A única falta é Rodrygo ter entrado tão tarde, sendo ele o mais capaz de manter o ritmo da ligação brasileira ao ataque depois que os titulares baixaram um pouco o tom. Mas o jogo, digamos, discreto de Neymar é uma grande notícia. Discreto para o padrão Neymar, claro, cuja grande marca não é ser modesto, moderado, pelo contrário. Foi o bastante para uma cobrança de pênalti desmoralizante, o ótimo controle quando a marcação aperta e os bons passes com a medida de sempre, como o que deixou Raphinha na cara do gol para fazer o quinto. Foi um bom retorno, cortando os caminhos, um facilitador da chegada brasileira à frente e o fim de qualquer resto de dúvida que pudesse existir – sim, é melhor com ele.

croatia-japan(C)Getty Images

Croácia e Japão fizeram um jogo de ritmo um pouco mais lento, e nesse caso deu numa partida tecnicamente abaixo de ambos os times. O meio-campo croata não conseguiu impor sua posse, e a transição japonesa, tão letal contra Alemanha e Espanha, também não conseguiu ser vista. Nos pênaltis, pesou o goleiro mais capaz estar do lado europeu. Será um prazer ver Modric contra o Brasil.

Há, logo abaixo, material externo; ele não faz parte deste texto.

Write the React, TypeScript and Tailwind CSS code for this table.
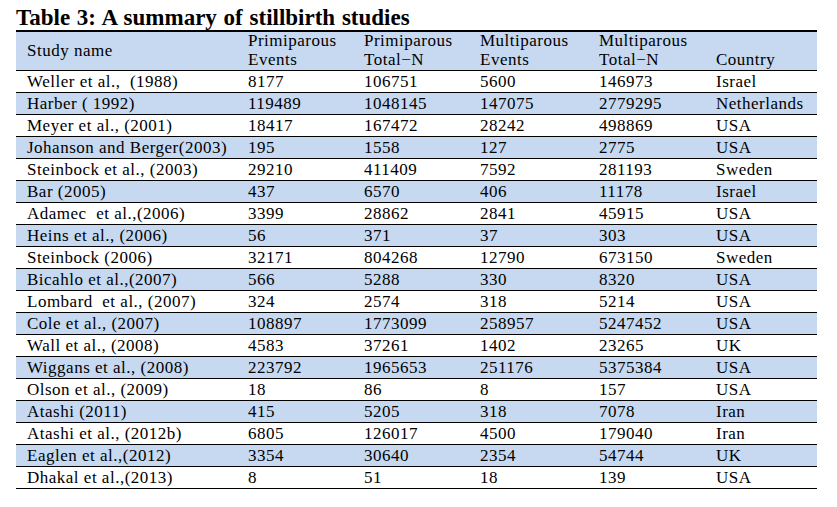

Marrocos e Suíça são as últimas reservas morais de um mata-mata à procura de surpresas. Passando Espanha e Portugal, as quartas de final do Mundial não terão nenhuma camisa com pinta de intrusa, e o Brasil, diante da Croácia, seria a única seleção sem ter um grande clássico pela frente. Faltam só dez jogos, e depois mais três anos e meio.